** Exercise directions **
Reproduce the listing below character for character; drop every image.

** Available data **

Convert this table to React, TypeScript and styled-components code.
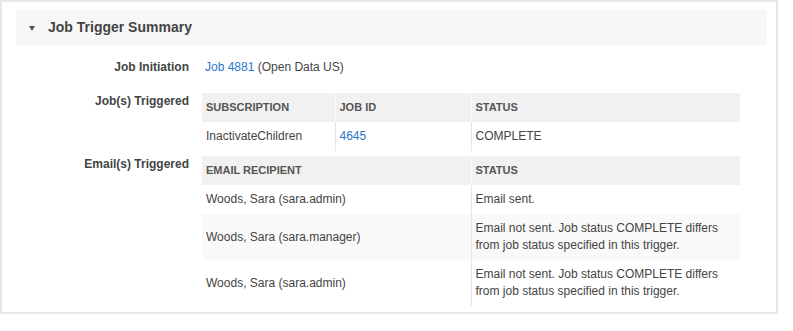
import React from "react";
import styled, { createGlobalStyle } from "styled-components";

const Global = createGlobalStyle`
  html, body { margin: 0; padding: 0; background: #ffffff; }
  body { font-family: "Liberation Sans", Arial, Helvetica, sans-serif; color: #444; }
`;

const Panel = styled.section`
  box-sizing: border-box;
  width: 778px;
  height: 314px;
  border: 2px solid #e8e8e8;
  padding: 8px 9px 6px 14px;
  background: #fff;
`;

const Header = styled.div`
  display: flex;
  align-items: center;
  height: 35px;
  background: #f7f7f7;
  padding-left: 13px;
  gap: 13px;
`;

const Caret = styled.span`
  width: 0;
  height: 0;
  border-left: 3px solid transparent;
  border-right: 3px solid transparent;
  border-top: 5px solid #555;
  margin-top: 1px;
`;

const Title = styled.h2`
  margin: 0;
  font-size: 14px;
  font-weight: bold;
  color: #444;
  line-height: 17px;
`;

const Body = styled.div`
  padding: 14px 27px 0 0;
  display: flex;
  flex-direction: column;
`;

const Field = styled.div<{ $gap: number }>`
  display: grid;
  grid-template-columns: 173px 1fr;
  column-gap: 13px;
  margin-bottom: ${(p) => p.$gap}px;
`;

const Label = styled.div`
  text-align: right;
  font-size: 12px;
  font-weight: bold;
  line-height: 17px;
  color: #444;
`;

const Value = styled.div`
  font-size: 12px;
  line-height: 17px;
  color: #444;
  padding-left: 3px;
`;

const Link = styled.a`
  color: #2a78c8;
  text-decoration: none;
`;

const Table = styled.table`
  width: 538px;
  border-collapse: collapse;
  table-layout: fixed;
  font-size: 12px;
`;

const Th = styled.th<{ $w?: string }>`
  box-sizing: border-box;
  width: ${(p) => p.$w ?? "auto"};
  background: #f1f1f1;
  text-align: left;
  font-size: 11px;
  font-weight: bold;
  color: #555;
  line-height: 17px;
  padding: 6px 5px 6px 4px;
  & + & { border-left: 1px solid #fafafa; }
`;

const Tr = styled.tr<{ $striped?: boolean }>`
  background: ${(p) => (p.$striped ? "#f9f9f9" : "#fff")};
`;

const Td = styled.td`
  vertical-align: top;
  color: #444;
  line-height: 17px;
  padding: 6px 5px 6px 4px;
  & + & { border-left: 1px solid #e6e6e6; }
`;

const TdMid = styled(Td)`
  vertical-align: middle;
`;

const emails = [
  { who: "Woods, Sara (sara.admin)", status: "Email sent." },
  {
    who: "Woods, Sara (sara.manager)",
    status: "Email not sent. Job status COMPLETE differs from job status specified in this trigger.",
  },
  {
    who: "Woods, Sara (sara.admin)",
    status: "Email not sent. Job status COMPLETE differs from job status specified in this trigger.",
  },
];

export default function App() {
  return (
    <>
      <Global />
      <Panel>
        <Header>
          <Caret />
          <Title>Job Trigger Summary</Title>
        </Header>
        <Body>
          <Field $gap={17}>
            <Label>Job Initiation</Label>
            <Value>
              <Link href="#">Job 4881</Link> (Open Data US)
            </Value>
          </Field>
          <Field $gap={5}>
            <Label>Job(s) Triggered</Label>
            <Table>
              <thead>
                <tr>
                  <Th $w="133px">SUBSCRIPTION</Th>
                  <Th $w="136px">JOB ID</Th>
                  <Th>STATUS</Th>
                </tr>
              </thead>
              <tbody>
                <Tr>
                  <Td>InactivateChildren</Td>
                  <Td>
                    <Link href="#">4645</Link>
                  </Td>
                  <Td>COMPLETE</Td>
                </Tr>
              </tbody>
            </Table>
          </Field>
          <Field $gap={0}>
            <Label>Email(s) Triggered</Label>
            <Table>
              <thead>
                <tr>
                  <Th $w="269px">EMAIL RECIPIENT</Th>
                  <Th>STATUS</Th>
                </tr>
              </thead>
              <tbody>
                {emails.map((e, i) => (
                  <Tr key={i} $striped={i === 1}>
                    <TdMid>{e.who}</TdMid>
                    <Td>{e.status}</Td>
                  </Tr>
                ))}
              </tbody>
            </Table>
          </Field>
        </Body>
      </Panel>
    </>
  );
}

** Solution to this task **
Convert this table to React, TypeScript and styled-components code.
import React from "react";
import styled, { createGlobalStyle } from "styled-components";

const Global = createGlobalStyle`
  html, body { margin: 0; padding: 0; background: #ffffff; }
  body { font-family: "Liberation Sans", Arial, Helvetica, sans-serif; color: #444; }
`;

const Panel = styled.section`
  box-sizing: border-box;
  width: 778px;
  height: 314px;
  border: 2px solid #e8e8e8;
  padding: 8px 9px 6px 14px;
  background: #fff;
`;

const Header = styled.div`
  display: flex;
  align-items: center;
  height: 35px;
  background: #f7f7f7;
  padding-left: 13px;
  gap: 13px;
`;

const Caret = styled.span`
  width: 0;
  height: 0;
  border-left: 3px solid transparent;
  border-right: 3px solid transparent;
  border-top: 5px solid #555;
  margin-top: 1px;
`;

const Title = styled.h2`
  margin: 0;
  font-size: 14px;
  font-weight: bold;
  color: #444;
  line-height: 17px;
`;

const Body = styled.div`
  padding: 14px 27px 0 0;
  display: flex;
  flex-direction: column;
`;

const Field = styled.div<{ $gap: number }>`
  display: grid;
  grid-template-columns: 173px 1fr;
  column-gap: 13px;
  margin-bottom: ${(p) => p.$gap}px;
`;

const Label = styled.div`
  text-align: right;
  font-size: 12px;
  font-weight: bold;
  line-height: 17px;
  color: #444;
`;

const Value = styled.div`
  font-size: 12px;
  line-height: 17px;
  color: #444;
  padding-left: 3px;
`;

const Link = styled.a`
  color: #2a78c8;
  text-decoration: none;
`;

const Table = styled.table`
  width: 538px;
  border-collapse: collapse;
  table-layout: fixed;
  font-size: 12px;
`;

const Th = styled.th<{ $w?: string }>`
  box-sizing: border-box;
  width: ${(p) => p.$w ?? "auto"};
  background: #f1f1f1;
  text-align: left;
  font-size: 11px;
  font-weight: bold;
  color: #555;
  line-height: 17px;
  padding: 6px 5px 6px 4px;
  & + & { border-left: 1px solid #fafafa; }
`;

const Tr = styled.tr<{ $striped?: boolean }>`
  background: ${(p) => (p.$striped ? "#f9f9f9" : "#fff")};
`;

const Td = styled.td`
  vertical-align: top;
  color: #444;
  line-height: 17px;
  padding: 6px 5px 6px 4px;
  & + & { border-left: 1px solid #e6e6e6; }
`;

const TdMid = styled(Td)`
  vertical-align: middle;
`;

const emails = [
  { who: "Woods, Sara (sara.admin)", status: "Email sent." },
  {
    who: "Woods, Sara (sara.manager)",
    status: "Email not sent. Job status COMPLETE differs from job status specified in this trigger.",
  },
  {
    who: "Woods, Sara (sara.admin)",
    status: "Email not sent. Job status COMPLETE differs from job status specified in this trigger.",
  },
];

export default function App() {
  return (
    <>
      <Global />
      <Panel>
        <Header>
          <Caret />
          <Title>Job Trigger Summary</Title>
        </Header>
        <Body>
          <Field $gap={17}>
            <Label>Job Initiation</Label>
            <Value>
              <Link href="#">Job 4881</Link> (Open Data US)
            </Value>
          </Field>
          <Field $gap={5}>
            <Label>Job(s) Triggered</Label>
            <Table>
              <thead>
                <tr>
                  <Th $w="133px">SUBSCRIPTION</Th>
                  <Th $w="136px">JOB ID</Th>
                  <Th>STATUS</Th>
                </tr>
              </thead>
              <tbody>
                <Tr>
                  <Td>InactivateChildren</Td>
                  <Td>
                    <Link href="#">4645</Link>
                  </Td>
                  <Td>COMPLETE</Td>
                </Tr>
              </tbody>
            </Table>
          </Field>
          <Field $gap={0}>
            <Label>Email(s) Triggered</Label>
            <Table>
              <thead>
                <tr>
                  <Th $w="269px">EMAIL RECIPIENT</Th>
                  <Th>STATUS</Th>
                </tr>
              </thead>
              <tbody>
                {emails.map((e, i) => (
                  <Tr key={i} $striped={i === 1}>
                    <TdMid>{e.who}</TdMid>
                    <Td>{e.status}</Td>
                  </Tr>
                ))}
              </tbody>
            </Table>
          </Field>
        </Body>
      </Panel>
    </>
  );
}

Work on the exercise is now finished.